Step 4: Security (Insurance/Collateral)

  • As instructed, indicate security type without perfection steps: Recommend a fixed charge on the plantation land and warehouse at Asesewa, hypothecation of stock (bananas), and assignment of export receivables. A personal guarantee from John Abaiido and a corporate guarantee from the company would strengthen security. Insurance against natural disasters (e.g., bushfires) is critical, given past losses, and should be verified per BoG’s risk management guidelines.

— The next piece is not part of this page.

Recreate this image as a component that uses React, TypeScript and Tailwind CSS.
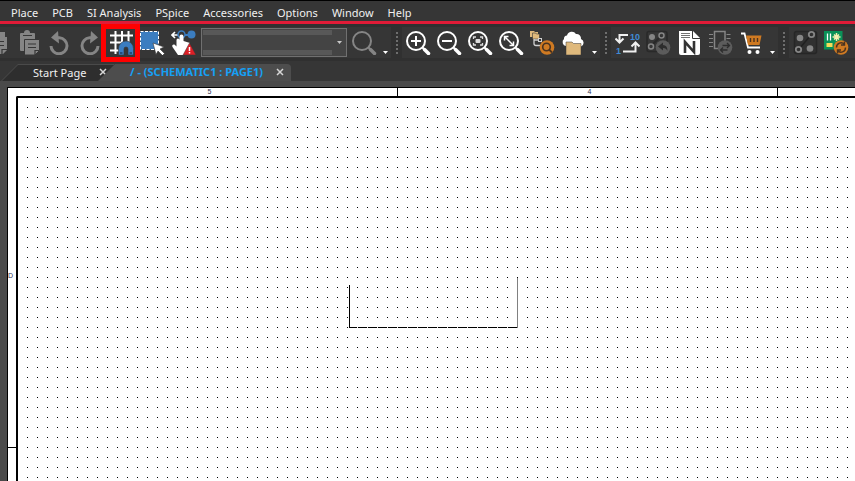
import type { ReactNode } from "react";
import { twMerge } from "tailwind-merge";

const MENUS = ["Place", "PCB", "SI Analysis", "PSpice", "Accessories", "Options", "Window", "Help"];

function Icon({ children }: { children: ReactNode }) {
    return (
        <svg viewBox="0 0 25 25" className="w-[25px] h-[25px] shrink-0" fill="none">
            {children}
        </svg>
    );
}

function ToolButton({
    label,
    className,
    children,
}: {
    label: string;
    className?: string;
    children: ReactNode;
}) {
    return (
        <button
            aria-label={label}
            className={twMerge("flex items-center w-[31px] h-[31px] pl-[3px] shrink-0", className)}
        >
            <Icon>{children}</Icon>
        </button>
    );
}

function MoreButton() {
    return (
        <button aria-label="More tools" className="flex items-end w-[11px] h-[31px] pl-[3px] pb-1 shrink-0">
            <svg viewBox="0 0 5 3" className="w-[5px] h-[3px]">
                <path d="M0 0h5L2.5 3z" fill="#fff" />
            </svg>
        </button>
    );
}

function Grip() {
    return (
        <div className="w-[11px] h-[31px] shrink-0 flex items-center justify-center">
            <div className="w-0.5 h-[22px] bg-[repeating-linear-gradient(#6e6e6e_0_2px,transparent_2px_4px)]" />
        </div>
    );
}

function Lens({ color = "#fff", children }: { color?: string; children?: ReactNode }) {
    return (
        <>
            <circle cx="10" cy="11" r="9" stroke={color} strokeWidth="2" />
            <path d="M16.5 17.5l1.5 1.5" stroke={color} strokeWidth="2" />
            <path d="M18.5 19.5l4 4" stroke={color} strokeWidth="3.5" strokeLinecap="round" />
            {children}
        </>
    );
}

function EditTools() {
    return (
        <div className="flex items-center bg-[#363636]">
            <button aria-label="Copy" className="flex items-center w-3.5 h-[31px] shrink-0">
                <svg viewBox="0 0 14 25" className="w-3.5 h-[25px]">
                    <path d="M0 2h5v5h2v13l-4 4H0z" fill="#858585" />
                    <path d="M0 11.5h4M0 15.5h4M2 24v-4.5h5" stroke="#363636" fill="none" strokeWidth="1.2" />
                </svg>
            </button>
            <ToolButton label="Paste" className="w-[30px]">
                <path d="M3 4a1 1 0 0 1 1-1h3a3 3 0 0 1 6 0h4a1 1 0 0 1 1 1v17H4a1 1 0 0 1-1-1z" fill="#858585" />
                <path d="M6 5.5h9" stroke="#363636" />
                <path d="M7.5 9.5h15v11L18 25H7.5z" fill="#858585" stroke="#363636" />
                <path d="M11 14h8M11 17.5h8M18 25v-4.5h4" stroke="#363636" strokeWidth="1.2" />
            </ToolButton>
            <ToolButton label="Undo" className="w-[30px]">
                <path d="M11 1L4 7.5l8 6z" fill="#858585" />
                <path d="M9 7.8h3.5A8 8 0 1 1 4 16" stroke="#858585" strokeWidth="3" />
            </ToolButton>
            <ToolButton label="Redo" className="w-[30px]">
                <path d="M14 1l7 6.5-8 6z" fill="#858585" />
                <path d="M16 7.8h-3.5A8 8 0 1 0 21 16" stroke="#858585" strokeWidth="3" />
            </ToolButton>
            <ToolButton label="Snap to grid" className="ml-0.5">
                <path
                    d="M6.5 1v23M13 1v12M19.5 1v11M1 5.5h23M1 12.5h12M1 20.5h9"
                    stroke="#fff"
                    strokeWidth="2"
                />
                <path
                    d="M9.5 25v-6.500a7.500 7.500 0 0 1 15 0V25H19v-6a2 2 0 0 0-4 0v6z"
                    fill="#3b7dc0"
                    stroke="#363636"
                    strokeWidth="0.6"
                />
                <path d="M11 23h2.5M20.5 23H23" stroke="#244f7c" strokeWidth="2" />
            </ToolButton>
            <ToolButton label="Area select">
                <rect x="0.5" y="1.5" width="18" height="18" fill="#3b7dc0" stroke="#fff" strokeDasharray="3 1.5" />
                <path
                    d="M13 13l11 4-4 2 4.5 4.5-2 2L18 21l-2 3.5z"
                    fill="#fff"
                    stroke="#363636"
                    strokeWidth="0.6"
                />
            </ToolButton>
            <ToolButton label="Drag connected object">
                <path d="M0.5 5H7M4 2L1 5l3 3" stroke="#fff" strokeWidth="1.6" />
                <path d="M14 5h4" stroke="#3b7dc0" strokeWidth="2" />
                <circle cx="10.5" cy="4.5" r="3.5" stroke="#3b7dc0" strokeWidth="1.5" />
                <circle cx="20.5" cy="4.5" r="4" fill="#3b7dc0" />
                <path
                    d="M8.5 6.5a2 2 0 0 1 4 0V11l6.5 2v8l-3 4H7l-5.500-8c-1-2 1-3 2.500-2l1.500 1.500V10a1.500 1.500 0 0 1 3 0z"
                    fill="#fff"
                />
                <path d="M18.5 13L25 25H12z" fill="#dc1f26" stroke="#363636" strokeWidth="0.5" />
                <path d="M18.5 17v4M18.5 22v1.5" stroke="#fff" strokeWidth="1.5" />
            </ToolButton>
            <div className="relative w-[146px] h-[29px] ml-0.5 shrink-0">
                <select
                    aria-label="Search text"
                    className="appearance-none block w-full h-full border border-[#707070] bg-[#444444] bg-[linear-gradient(#585858_0_5px,#444444_5px_20px,#585858_20px_25px)] bg-[length:129px_25px] bg-[position:1px_1px] bg-no-repeat"
                />
                <svg viewBox="0 0 5 3" className="absolute right-[5px] top-[13px] w-[5px] h-[3px] pointer-events-none">
                    <path d="M0 0h5L2.5 3z" fill="#c8c8c8" />
                </svg>
            </div>
            <ToolButton label="Search" className="ml-0.5">
                <Lens color="#858585" />
            </ToolButton>
            <MoreButton />
        </div>
    );
}

function ViewTools() {
    return (
        <div className="flex items-center bg-[#363636] pl-px">
            <ToolButton label="Zoom in">
                <Lens>
                    <path d="M10 6v10M5 11h10" stroke="#fff" strokeWidth="2" />
                </Lens>
            </ToolButton>
            <ToolButton label="Zoom out">
                <Lens>
                    <path d="M5 11h10" stroke="#fff" strokeWidth="2" />
                </Lens>
            </ToolButton>
            <ToolButton label="Zoom to area">
                <Lens>
                    <path
                        d="M5.5 9V7H8M12 7h2.5v2M14.5 13v2H12M8 15H5.5v-2"
                        stroke="#ddd"
                        strokeWidth="1.3"
                    />
                    <rect x="7.5" y="9" width="5" height="4" rx="1" fill="#ddd" />
                </Lens>
            </ToolButton>
            <ToolButton label="Zoom to all">
                <Lens>
                    <path d="M6 7l8 8M5.5 10.5v-4h4M14.5 11.5v4h-4" stroke="#fff" strokeWidth="1.5" />
                </Lens>
            </ToolButton>
            <ToolButton label="Find in hierarchy">
                <path d="M0 1h4l1 1h3v5H0z" fill="#dfb97c" />
                <path d="M2.5 3h3l1 1h3v5h-7z" fill="#dfb97c" stroke="#363636" strokeWidth="0.6" />
                <path d="M4 9v4.5a2 2 0 0 0 2 2h4M4 10h5" stroke="#d0d0d0" strokeWidth="1.3" />
                <rect x="8.5" y="8.5" width="3" height="3" stroke="#d0d0d0" />
                <circle cx="17" cy="17.5" r="7.3" fill="#cf7a22" />
                <circle cx="16.5" cy="17" r="3.8" stroke="#4a3320" strokeWidth="1.6" />
                <path d="M19 19.5l3 3" stroke="#4a3320" strokeWidth="1.8" />
            </ToolButton>
            <ToolButton label="Open from cloud">
                <path
                    d="M5 16a4 4 0 0 1-2-7 3 3 0 0 1 3-3.5A5 5 0 0 1 15 4a4.5 4.5 0 0 1 5 5 4 4 0 0 1 0 7.5z"
                    fill="#fff"
                />
                <path d="M5 12h6l1.5 1.5H20V25H5z" fill="#dfb97c" stroke="#363636" strokeWidth="0.5" />
            </ToolButton>
            <MoreButton />
        </div>
    );
}

function DesignTools() {
    return (
        <div className="flex items-center bg-[#363636] pl-px">
            <ToolButton label="Annotate">
                <path
                    d="M13 5H4.5v7M0.5 8.5l4 4 4-4M8 21.5h12.5V13M16.5 16.5l4-4 4 4"
                    stroke="#f0f0f0"
                    strokeWidth="2"
                />
                <g fontSize="9" fontWeight="700" fontFamily="Liberation Sans, sans-serif" fill="#3f8ad6">
                    <text x="15" y="10">10</text>
                    <text x="1" y="24">1</text>
                </g>
            </ToolButton>
            <ToolButton label="Back annotate">
                <rect x="1" y="1.5" width="20" height="20" rx="2" stroke="#292929" strokeWidth="1.5" />
                <path d="M7 14l8-8" stroke="#292929" strokeWidth="2" />
                <circle cx="6" cy="7" r="3" fill="#858585" />
                <circle cx="15.5" cy="5.5" r="2.5" stroke="#858585" strokeWidth="1.5" />
                <circle cx="5" cy="16.5" r="2.5" stroke="#858585" strokeWidth="1.5" />
                <circle cx="17" cy="17.5" r="7.3" fill="#5c5c5c" />
                <path d="M12 16.5l5-4V15c3 0 4.5 2 4.5 6-1-2-2-3-4.5-3v2.5z" fill="#2d2d2d" />
            </ToolButton>
            <ToolButton label="Netlist">
                <path d="M2 1h14l7 7v15a2 2 0 0 1-2 2H4a2 2 0 0 1-2-2z" fill="#fff" />
                <path d="M15.5 1v7.5H23" stroke="#363636" />
                <path d="M4 3.5h9M4 5.5h9M4 7.5h9" stroke="#707070" />
                <path d="M8 23V12l9 10V11" stroke="#333" strokeWidth="2.6" />
            </ToolButton>
            <ToolButton label="Update part">
                <path
                    d="M1 4.5h4M1 8.5h4M1 12.5h4M1 16.5h4M18.5 4.5h4M18.5 8.5h4"
                    stroke="#858585"
                    strokeWidth="1.2"
                />
                <rect x="6.5" y="1.5" width="10.5" height="17" stroke="#858585" strokeWidth="1.5" />
                <circle cx="17" cy="17.5" r="7.3" fill="#5c5c5c" />
                <path
                    d="M21.5 15.5h-7M19 13l2.5 2.5L19 18M12.5 20h7M15 17.5L12.5 20l2.5 2.5"
                    stroke="#2d2d2d"
                    strokeWidth="1.3"
                />
            </ToolButton>
            <ToolButton label="Parts cart">
                <path d="M2 3.5h3.5L9 17.5h12" stroke="#fff" strokeWidth="1.8" />
                <path d="M7 5.5h15.5L20.5 15H9z" fill="#cf7a22" />
                <path d="M11.5 8v4M15 8v4M18.5 8v4" stroke="#4a3320" strokeWidth="1.4" />
                <circle cx="10.5" cy="22" r="2" fill="#fff" />
                <circle cx="18.5" cy="22" r="2" fill="#fff" />
            </ToolButton>
            <MoreButton />
        </div>
    );
}

function PcbTools() {
    return (
        <div className="flex items-center grow bg-[#363636] pl-px">
            <ToolButton label="Place board parts">
                <rect x="1.5" y="1.5" width="22" height="22" rx="2" fill="#303030" stroke="#262626" strokeWidth="1.5" />
                <path d="M6 19L18 5" stroke="#202020" strokeWidth="1.5" />
                <circle cx="7" cy="8" r="3.3" fill="#858585" />
                <circle cx="18.5" cy="4.5" r="2.7" stroke="#858585" strokeWidth="1.8" />
                <circle cx="5.5" cy="19.5" r="2.7" stroke="#858585" strokeWidth="1.8" />
                <circle cx="17" cy="18.5" r="3.3" fill="#858585" />
            </ToolButton>
            <ToolButton label="Sync PCB layout">
                <rect y="1" width="18.5" height="18.5" fill="#0a9158" />
                <path d="M3.5 3.5v7M6.5 3.5v7" stroke="#fff" strokeWidth="1.3" />
                <path d="M12.5 3v8M8.5 7h8M10 4.5l5 5M15 4.5l-5 5" stroke="#f7efb0" strokeWidth="1.5" />
                <rect x="2.5" y="13" width="6" height="4" fill="#f4dc5a" />
                <circle cx="17" cy="17.5" r="7.3" fill="#cf7a22" />
                <path
                    d="M12.5 17.5a4.5 4.5 0 0 1 8-3M21.5 17.5a4.5 4.5 0 0 1-8 3M20.5 11.5V15H17M13.5 23.5V20H17"
                    stroke="#4a3320"
                    strokeWidth="1.4"
                />
            </ToolButton>
        </div>
    );
}

function CloseButton({ name }: { name: string }) {
    return (
        <button aria-label={`Close ${name}`} className="p-px">
            <svg viewBox="0 0 8 8" className="w-2 h-2">
                <path d="M1 1l6 6M7 1L1 7" stroke="#d6d6d6" strokeWidth="1.5" />
            </svg>
        </button>
    );
}

function Tabs() {
    return (
        <nav className="flex h-[17px] bg-[#363636] mt-[3px] text-[11px] leading-none">
            <div className="w-[114px] pl-px">
                <div className="h-full pt-px bg-[#4a4a4a] [clip-path:polygon(17px_0,100%_0,100%_100%,0_100%)]">
                    <div className="flex items-center h-full pl-8 pb-0.5 gap-3 bg-[#2e2e2e] text-[#f0f0f0] [clip-path:polygon(17px_0,100%_0,100%_100%,1px_100%)]">
                        <button className="whitespace-nowrap">Start Page</button>
                        <CloseButton name="Start Page" />
                    </div>
                </div>
            </div>
            <div className="-ml-4 flex items-center w-[193px] pl-8 pb-0.5 gap-3 rounded-tr-sm bg-[#4d4d4d] [clip-path:polygon(17px_0,100%_0,100%_100%,0_100%)]">
                <button className="whitespace-nowrap font-bold text-[#15a0f5]">/ - (SCHEMATIC1 : PAGE1)</button>
                <CloseButton name="PAGE1" />
            </div>
        </nav>
    );
}

function Schematic() {
    return (
        <svg className="block w-full h-full" shapeRendering="crispEdges" role="img" aria-label="Schematic page">
            <defs>
                <pattern id="grid" width="10" height="10" patternUnits="userSpaceOnUse">
                    <rect x="9" y="9" width="1" height="1" fill="#000" />
                </pattern>
            </defs>
            <rect width="100%" height="100%" fill="url(#grid)" />
            <rect x="331" y="187" width="1" height="43" fill="#000" />
            {/* the wire is knocked out where it crosses a grid dot */}
            <rect x="331" y="229" width="169" height="1" fill="#fff" />
            <path d="M331 229.5h8" stroke="#000" />
            <path d="M340 229.5h160" stroke="#000" strokeDasharray="9 1" />
            <rect x="499" y="180" width="1" height="50" fill="#808080" />
        </svg>
    );
}

function Sheet() {
    return (
        <main className="grow min-h-0 pt-1.5 pl-[7px] bg-[#4a4a4a] flex">
            <div className="grow min-w-0 flex flex-col border-t border-l border-black bg-white text-[#303050] text-[7px] leading-[8px] font-['Liberation_Sans',sans-serif]">
                <div className="flex h-2 pl-2.5 shrink-0">
                    <div className="w-[380px] shrink-0 border-r border-black text-center pl-1">5</div>
                    <div className="w-[380px] shrink-0 border-r border-black text-center pl-1">4</div>
                </div>
                <div className="flex grow min-h-0">
                    <div className="w-2 shrink-0">
                        <div className="h-[352px] pt-2 border-b border-black flex items-center">D</div>
                    </div>
                    <div className="grow min-w-0 border-t-2 border-l-2 border-black rounded-tl-[2px]">
                        <Schematic />
                    </div>
                </div>
            </div>
        </main>
    );
}

function App() {
    return (
        <div className="h-screen flex flex-col overflow-hidden bg-[#363636] font-['Noto_Sans','Open_Sans',sans-serif]">
            <header className="shrink-0">
                <div className="flex items-center h-[21px] pt-1 pl-[11px] gap-3.5 border-t border-black text-[11px] text-[#f0f0f0]">
                    {MENUS.map((menu) => (
                        <button key={menu} className="whitespace-nowrap">
                            {menu}
                        </button>
                    ))}
                </div>
                <div className="h-[3px] bg-[#e01b37]" />
                <div className="flex items-center h-[37px] bg-[#303030]">
                    <div className="relative">
                        <EditTools />
                        <div className="absolute left-[101px] -top-[3px] w-[39px] h-[38px] border-[5px] border-[#ff0000] pointer-events-none" />
                    </div>
                    <Grip />
                    <ViewTools />
                    <Grip />
                    <DesignTools />
                    <Grip />
                    <PcbTools />
                </div>
                <Tabs />
            </header>
            <Sheet />
        </div>
    );
}

export default App;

Step 5: Conditions and Risks

  • Risks: Key risks include:
    • Operational: Slow recovery due to crop cycles and potential for recurring weather/bushfire events.
    • Financial: Existing hard core and overdraft overuse signal liquidity issues; without financials, assume declining current ratio or debt service coverage ratio.
    • Market: Export market volatility (e.g., EU phytosanitary standards) and forex risks from USD/EUR/CNY earnings. Suggest forex hedging services.
  • Conditions for Approval:
    • Provide audited financials (2019-2021) showing recovery potential.
    • Submit a detailed revival plan (replanting, timelines, contracts).
    • Restructure existing overdraft: convert GHC 1.5 million hard core to a term loan (e.g., 2 years at 14-17%) to ease liquidity.
    • Secure export receivables via escrow and maintain debt service coverage ratio >1.5x.
    • Obtain disaster insurance and valuation of plantation assets.

Recommendation: Decline the full GHC 3 million overdraft increase due to high risk from existing debt (GHC 1.8947 million) and lack of financial clarity. Instead, approve a reduced facility (e.g., GHC 2.5 million total, including restructuring the hard core) subject to conditions above. This aligns with BoG’s prudent lending principles, mitigates risk, and supports recovery, drawing from cases like Ghanaian agribusinesses recovering post-2020 weather disruptions through structured financing.

Marks Allocation (30):

  • Borrower assessment (Character, Capacity): 8 marks
  • Purpose and Amount analysis: 6 marks
  • Repayment and Margin: 6 marks
  • Security and Conditions: 6 marks
  • Recommendation with regulatory alignment: 4 marks

This response ensures compliance with BoG’s Credit Risk Management Directive and practical insights from Ghana’s agricultural lending sector.